Data segment:
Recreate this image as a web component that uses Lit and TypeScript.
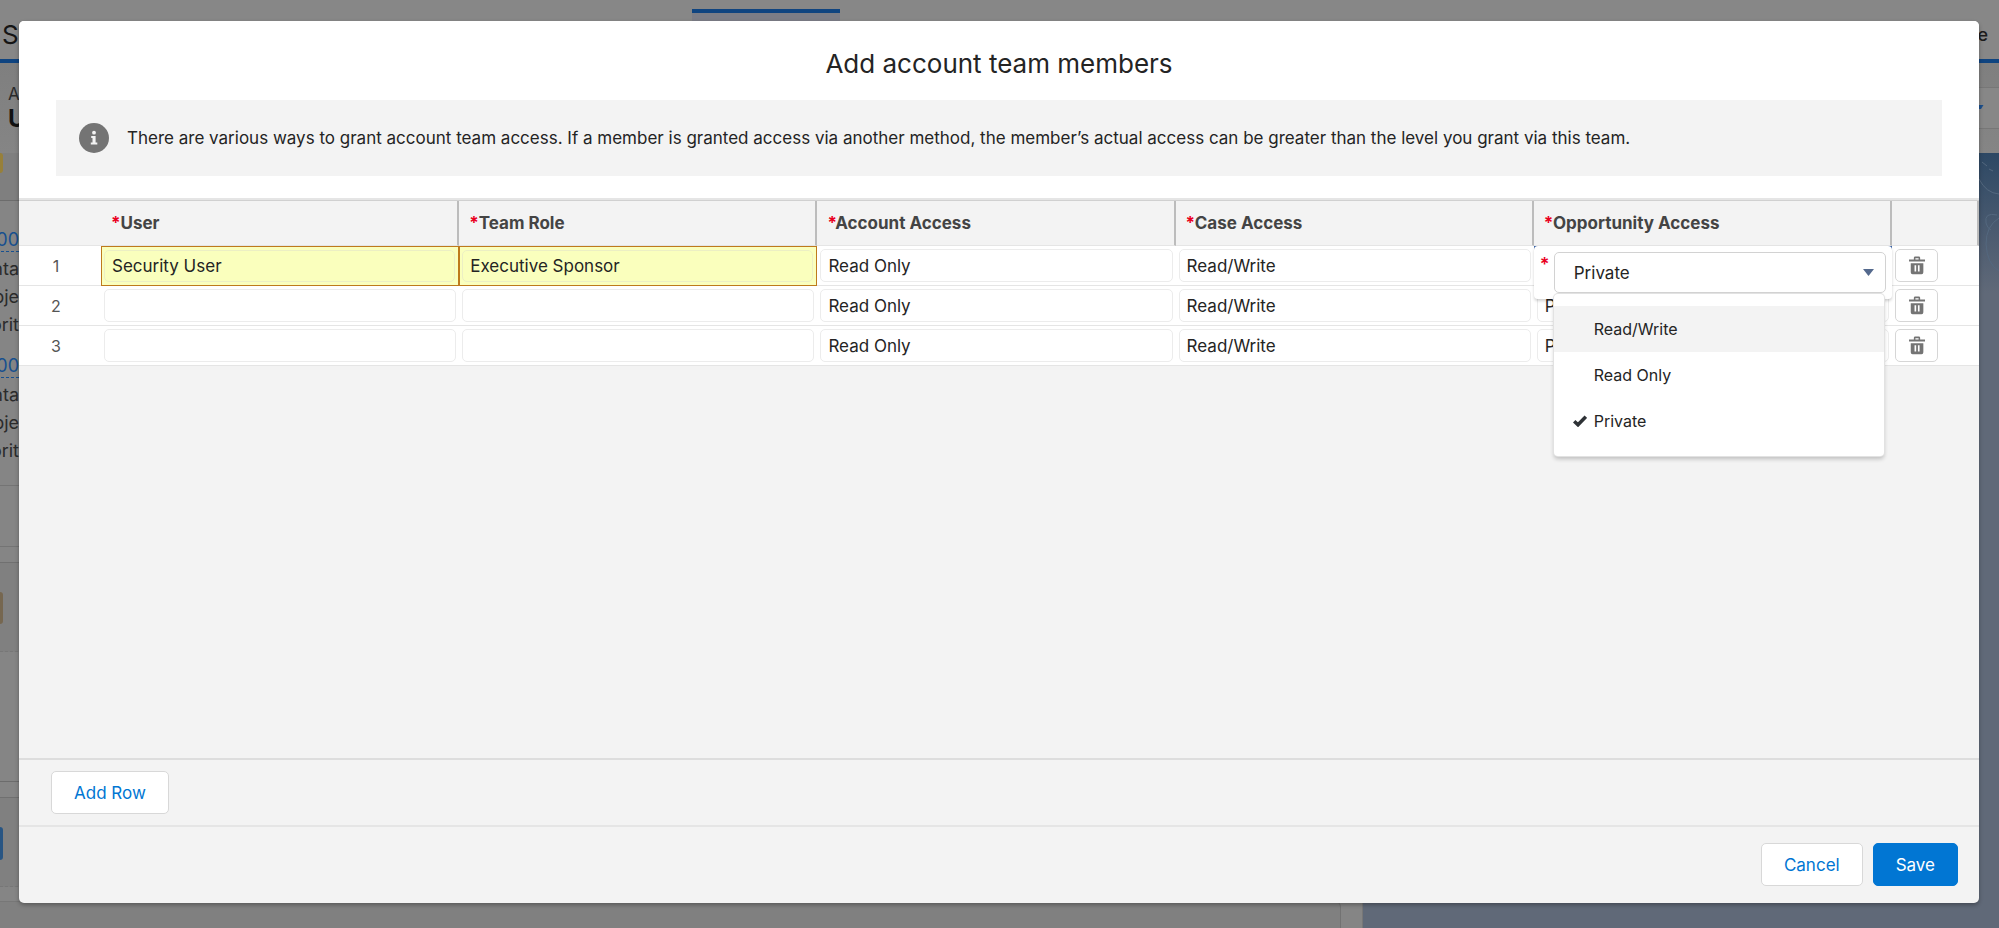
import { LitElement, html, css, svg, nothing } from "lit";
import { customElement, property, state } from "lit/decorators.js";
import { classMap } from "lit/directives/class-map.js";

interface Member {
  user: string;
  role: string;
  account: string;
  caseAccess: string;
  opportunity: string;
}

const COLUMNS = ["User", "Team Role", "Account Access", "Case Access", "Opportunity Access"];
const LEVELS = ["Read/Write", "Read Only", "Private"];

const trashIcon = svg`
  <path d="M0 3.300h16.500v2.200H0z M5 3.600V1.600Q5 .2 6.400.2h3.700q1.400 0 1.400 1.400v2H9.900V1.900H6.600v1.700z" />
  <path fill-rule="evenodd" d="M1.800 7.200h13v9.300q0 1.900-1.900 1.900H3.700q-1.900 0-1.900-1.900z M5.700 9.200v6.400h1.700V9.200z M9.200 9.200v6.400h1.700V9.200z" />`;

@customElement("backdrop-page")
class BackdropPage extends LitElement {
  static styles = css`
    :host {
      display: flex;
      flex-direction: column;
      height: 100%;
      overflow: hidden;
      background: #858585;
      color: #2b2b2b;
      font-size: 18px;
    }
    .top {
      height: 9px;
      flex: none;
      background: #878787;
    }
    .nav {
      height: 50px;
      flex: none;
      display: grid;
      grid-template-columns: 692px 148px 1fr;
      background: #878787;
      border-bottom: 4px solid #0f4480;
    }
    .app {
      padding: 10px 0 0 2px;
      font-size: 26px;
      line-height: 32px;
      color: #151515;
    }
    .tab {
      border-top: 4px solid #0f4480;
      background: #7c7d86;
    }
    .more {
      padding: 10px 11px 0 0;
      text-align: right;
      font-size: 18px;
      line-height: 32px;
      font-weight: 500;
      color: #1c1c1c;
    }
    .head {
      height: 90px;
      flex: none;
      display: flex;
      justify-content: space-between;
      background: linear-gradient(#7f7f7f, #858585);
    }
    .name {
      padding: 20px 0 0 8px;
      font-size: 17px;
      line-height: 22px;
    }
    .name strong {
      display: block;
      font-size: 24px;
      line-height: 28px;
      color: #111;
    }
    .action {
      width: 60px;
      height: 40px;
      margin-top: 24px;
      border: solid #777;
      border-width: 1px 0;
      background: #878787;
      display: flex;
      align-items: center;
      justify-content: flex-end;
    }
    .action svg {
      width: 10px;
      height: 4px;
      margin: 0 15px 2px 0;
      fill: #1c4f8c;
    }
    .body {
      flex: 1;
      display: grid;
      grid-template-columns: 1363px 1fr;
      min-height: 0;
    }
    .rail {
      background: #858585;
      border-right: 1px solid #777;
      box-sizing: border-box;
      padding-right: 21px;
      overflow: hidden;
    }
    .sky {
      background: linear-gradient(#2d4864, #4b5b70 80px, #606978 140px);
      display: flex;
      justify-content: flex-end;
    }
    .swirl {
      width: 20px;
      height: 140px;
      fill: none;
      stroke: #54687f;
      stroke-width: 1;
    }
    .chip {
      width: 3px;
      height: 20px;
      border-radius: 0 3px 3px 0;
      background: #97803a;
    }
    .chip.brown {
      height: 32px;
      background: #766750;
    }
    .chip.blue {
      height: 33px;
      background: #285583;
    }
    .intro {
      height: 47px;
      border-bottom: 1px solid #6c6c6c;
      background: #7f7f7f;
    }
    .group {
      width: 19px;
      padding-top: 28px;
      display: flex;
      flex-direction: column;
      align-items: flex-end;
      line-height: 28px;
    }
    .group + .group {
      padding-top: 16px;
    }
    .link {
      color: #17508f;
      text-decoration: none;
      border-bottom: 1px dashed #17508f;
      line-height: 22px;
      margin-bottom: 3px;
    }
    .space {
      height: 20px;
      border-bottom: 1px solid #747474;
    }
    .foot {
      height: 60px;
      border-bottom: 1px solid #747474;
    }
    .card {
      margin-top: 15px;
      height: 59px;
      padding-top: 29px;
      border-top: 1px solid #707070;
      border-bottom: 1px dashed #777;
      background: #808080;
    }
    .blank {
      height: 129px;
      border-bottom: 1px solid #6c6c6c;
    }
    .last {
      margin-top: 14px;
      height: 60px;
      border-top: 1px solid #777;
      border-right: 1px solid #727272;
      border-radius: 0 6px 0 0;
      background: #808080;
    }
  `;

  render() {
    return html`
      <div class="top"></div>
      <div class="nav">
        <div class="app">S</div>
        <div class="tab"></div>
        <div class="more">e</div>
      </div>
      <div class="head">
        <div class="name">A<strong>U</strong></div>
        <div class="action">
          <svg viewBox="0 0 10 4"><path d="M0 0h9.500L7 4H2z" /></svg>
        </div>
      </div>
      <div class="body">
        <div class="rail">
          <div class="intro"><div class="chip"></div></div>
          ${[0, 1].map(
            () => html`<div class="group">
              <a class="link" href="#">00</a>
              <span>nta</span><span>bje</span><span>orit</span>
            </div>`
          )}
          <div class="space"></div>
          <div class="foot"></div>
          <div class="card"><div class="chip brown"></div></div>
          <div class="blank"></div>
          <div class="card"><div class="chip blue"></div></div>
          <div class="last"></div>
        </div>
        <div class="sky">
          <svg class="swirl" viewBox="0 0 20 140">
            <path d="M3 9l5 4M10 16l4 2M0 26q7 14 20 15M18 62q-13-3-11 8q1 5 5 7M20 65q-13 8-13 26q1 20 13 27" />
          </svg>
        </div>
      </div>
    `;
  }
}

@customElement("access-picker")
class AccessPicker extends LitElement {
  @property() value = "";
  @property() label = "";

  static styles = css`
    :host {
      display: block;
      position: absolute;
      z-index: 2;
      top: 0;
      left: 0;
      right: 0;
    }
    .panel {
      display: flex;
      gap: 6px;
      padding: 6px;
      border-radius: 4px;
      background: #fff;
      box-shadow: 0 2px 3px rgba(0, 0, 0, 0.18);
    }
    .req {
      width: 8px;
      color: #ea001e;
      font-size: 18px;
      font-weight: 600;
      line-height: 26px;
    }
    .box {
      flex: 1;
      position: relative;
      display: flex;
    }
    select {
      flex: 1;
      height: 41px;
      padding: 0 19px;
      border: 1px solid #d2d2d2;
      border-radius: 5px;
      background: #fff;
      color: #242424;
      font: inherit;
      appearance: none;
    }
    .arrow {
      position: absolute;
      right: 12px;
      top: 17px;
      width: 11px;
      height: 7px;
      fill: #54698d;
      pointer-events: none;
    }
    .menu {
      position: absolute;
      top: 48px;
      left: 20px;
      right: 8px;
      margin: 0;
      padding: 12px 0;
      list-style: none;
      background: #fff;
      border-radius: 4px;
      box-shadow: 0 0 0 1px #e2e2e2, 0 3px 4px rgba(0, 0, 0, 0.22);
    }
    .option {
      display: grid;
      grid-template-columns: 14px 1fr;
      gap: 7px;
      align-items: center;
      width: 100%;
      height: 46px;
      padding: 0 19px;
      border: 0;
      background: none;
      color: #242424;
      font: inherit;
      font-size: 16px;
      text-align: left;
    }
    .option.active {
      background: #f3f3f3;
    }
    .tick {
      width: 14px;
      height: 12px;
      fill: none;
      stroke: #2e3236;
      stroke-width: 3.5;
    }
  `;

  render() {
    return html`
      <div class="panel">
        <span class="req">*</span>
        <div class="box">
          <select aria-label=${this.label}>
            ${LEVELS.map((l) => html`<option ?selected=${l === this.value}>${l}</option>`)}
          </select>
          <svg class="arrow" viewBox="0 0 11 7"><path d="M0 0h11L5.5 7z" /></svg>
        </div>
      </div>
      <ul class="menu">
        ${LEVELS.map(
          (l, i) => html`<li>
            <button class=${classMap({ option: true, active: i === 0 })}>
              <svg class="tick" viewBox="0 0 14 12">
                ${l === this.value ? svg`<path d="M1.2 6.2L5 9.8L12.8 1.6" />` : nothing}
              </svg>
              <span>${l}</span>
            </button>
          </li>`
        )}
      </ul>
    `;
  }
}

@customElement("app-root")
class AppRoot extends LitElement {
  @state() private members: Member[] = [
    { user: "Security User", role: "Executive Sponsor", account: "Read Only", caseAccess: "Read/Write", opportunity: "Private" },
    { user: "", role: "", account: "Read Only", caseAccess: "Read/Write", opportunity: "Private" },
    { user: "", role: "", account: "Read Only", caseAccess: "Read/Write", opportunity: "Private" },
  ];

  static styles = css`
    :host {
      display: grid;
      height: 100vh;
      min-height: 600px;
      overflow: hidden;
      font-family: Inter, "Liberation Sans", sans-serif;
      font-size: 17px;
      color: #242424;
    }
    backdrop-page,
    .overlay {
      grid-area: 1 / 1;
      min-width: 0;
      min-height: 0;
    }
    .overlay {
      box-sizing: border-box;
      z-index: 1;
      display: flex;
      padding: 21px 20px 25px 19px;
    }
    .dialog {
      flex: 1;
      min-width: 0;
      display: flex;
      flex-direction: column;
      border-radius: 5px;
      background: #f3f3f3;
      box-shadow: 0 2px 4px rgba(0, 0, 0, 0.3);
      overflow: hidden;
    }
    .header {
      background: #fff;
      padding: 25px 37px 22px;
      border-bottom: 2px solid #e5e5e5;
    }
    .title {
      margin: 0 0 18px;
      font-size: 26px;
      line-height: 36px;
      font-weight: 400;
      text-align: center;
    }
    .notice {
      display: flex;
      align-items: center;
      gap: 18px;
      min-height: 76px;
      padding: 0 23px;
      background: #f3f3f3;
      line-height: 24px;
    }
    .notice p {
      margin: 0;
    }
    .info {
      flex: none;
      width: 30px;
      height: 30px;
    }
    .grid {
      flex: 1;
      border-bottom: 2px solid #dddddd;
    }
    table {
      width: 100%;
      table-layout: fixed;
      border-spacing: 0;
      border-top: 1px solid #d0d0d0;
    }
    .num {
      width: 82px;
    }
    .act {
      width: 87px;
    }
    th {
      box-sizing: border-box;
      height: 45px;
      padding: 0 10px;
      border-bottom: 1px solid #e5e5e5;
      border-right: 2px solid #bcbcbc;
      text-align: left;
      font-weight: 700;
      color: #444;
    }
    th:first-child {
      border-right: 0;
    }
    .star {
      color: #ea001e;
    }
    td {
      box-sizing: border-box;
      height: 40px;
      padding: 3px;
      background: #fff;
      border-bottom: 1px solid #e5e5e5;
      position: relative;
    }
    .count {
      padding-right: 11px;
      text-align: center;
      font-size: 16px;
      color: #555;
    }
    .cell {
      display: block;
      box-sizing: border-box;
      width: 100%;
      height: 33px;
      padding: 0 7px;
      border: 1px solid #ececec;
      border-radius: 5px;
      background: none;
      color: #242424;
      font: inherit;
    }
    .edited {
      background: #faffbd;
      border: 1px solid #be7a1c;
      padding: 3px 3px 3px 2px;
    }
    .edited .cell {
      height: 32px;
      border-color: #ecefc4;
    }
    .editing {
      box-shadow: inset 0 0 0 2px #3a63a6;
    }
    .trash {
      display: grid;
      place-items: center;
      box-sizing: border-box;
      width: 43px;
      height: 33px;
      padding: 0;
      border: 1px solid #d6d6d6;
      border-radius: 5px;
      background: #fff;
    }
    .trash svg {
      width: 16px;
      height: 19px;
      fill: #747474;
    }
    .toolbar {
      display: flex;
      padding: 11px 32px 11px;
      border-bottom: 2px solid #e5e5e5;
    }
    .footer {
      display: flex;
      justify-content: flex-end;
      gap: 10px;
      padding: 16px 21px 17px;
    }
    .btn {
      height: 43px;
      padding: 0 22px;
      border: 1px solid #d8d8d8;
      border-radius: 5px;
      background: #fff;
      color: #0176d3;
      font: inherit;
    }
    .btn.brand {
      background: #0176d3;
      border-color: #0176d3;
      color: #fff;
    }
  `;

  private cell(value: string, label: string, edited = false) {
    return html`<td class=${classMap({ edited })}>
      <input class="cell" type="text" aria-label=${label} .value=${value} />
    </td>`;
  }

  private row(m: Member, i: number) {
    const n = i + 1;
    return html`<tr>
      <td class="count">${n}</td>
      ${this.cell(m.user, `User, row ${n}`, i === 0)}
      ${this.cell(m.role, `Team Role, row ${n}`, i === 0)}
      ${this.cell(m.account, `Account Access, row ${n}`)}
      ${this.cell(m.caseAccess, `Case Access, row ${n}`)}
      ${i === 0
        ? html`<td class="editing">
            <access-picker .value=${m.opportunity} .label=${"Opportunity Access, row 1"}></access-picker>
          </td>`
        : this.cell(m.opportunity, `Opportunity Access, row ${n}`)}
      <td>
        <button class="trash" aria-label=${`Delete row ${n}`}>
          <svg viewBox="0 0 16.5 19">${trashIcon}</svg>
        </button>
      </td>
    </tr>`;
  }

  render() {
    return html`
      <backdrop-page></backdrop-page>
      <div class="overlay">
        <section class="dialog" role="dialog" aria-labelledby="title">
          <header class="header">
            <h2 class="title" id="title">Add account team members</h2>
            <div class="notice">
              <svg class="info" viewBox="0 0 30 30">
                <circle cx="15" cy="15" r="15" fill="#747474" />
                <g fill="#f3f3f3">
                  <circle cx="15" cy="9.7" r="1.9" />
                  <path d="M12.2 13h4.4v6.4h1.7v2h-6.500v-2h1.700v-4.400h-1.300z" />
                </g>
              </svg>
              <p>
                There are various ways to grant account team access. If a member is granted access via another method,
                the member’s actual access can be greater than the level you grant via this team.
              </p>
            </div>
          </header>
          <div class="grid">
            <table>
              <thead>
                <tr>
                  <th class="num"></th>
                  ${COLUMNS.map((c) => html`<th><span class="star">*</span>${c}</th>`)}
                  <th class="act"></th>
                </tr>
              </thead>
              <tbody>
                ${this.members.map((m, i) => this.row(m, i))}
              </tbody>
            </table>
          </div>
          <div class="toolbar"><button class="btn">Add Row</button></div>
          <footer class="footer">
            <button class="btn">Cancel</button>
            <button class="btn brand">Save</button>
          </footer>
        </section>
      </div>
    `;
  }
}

Task:
Take the lines from the start of the material to the line with "7.200h13v9.300q0 1.900-1.900 1.900H3.700q-1.900", both included, and transcribe them exactly without the pictures.

Finished answer:
Recreate this image as a web component that uses Lit and TypeScript.
import { LitElement, html, css, svg, nothing } from "lit";
import { customElement, property, state } from "lit/decorators.js";
import { classMap } from "lit/directives/class-map.js";

interface Member {
  user: string;
  role: string;
  account: string;
  caseAccess: string;
  opportunity: string;
}

const COLUMNS = ["User", "Team Role", "Account Access", "Case Access", "Opportunity Access"];
const LEVELS = ["Read/Write", "Read Only", "Private"];

const trashIcon = svg`
  <path d="M0 3.300h16.500v2.200H0z M5 3.600V1.600Q5 .2 6.400.2h3.700q1.400 0 1.400 1.400v2H9.900V1.900H6.600v1.700z" />
  <path fill-rule="evenodd" d="M1.800 7.200h13v9.300q0 1.900-1.900 1.900H3.700q-1.900 0-1.900-1.900z M5.700 9.200v6.400h1.700V9.200z M9.200 9.200v6.400h1.700V9.200z" />`;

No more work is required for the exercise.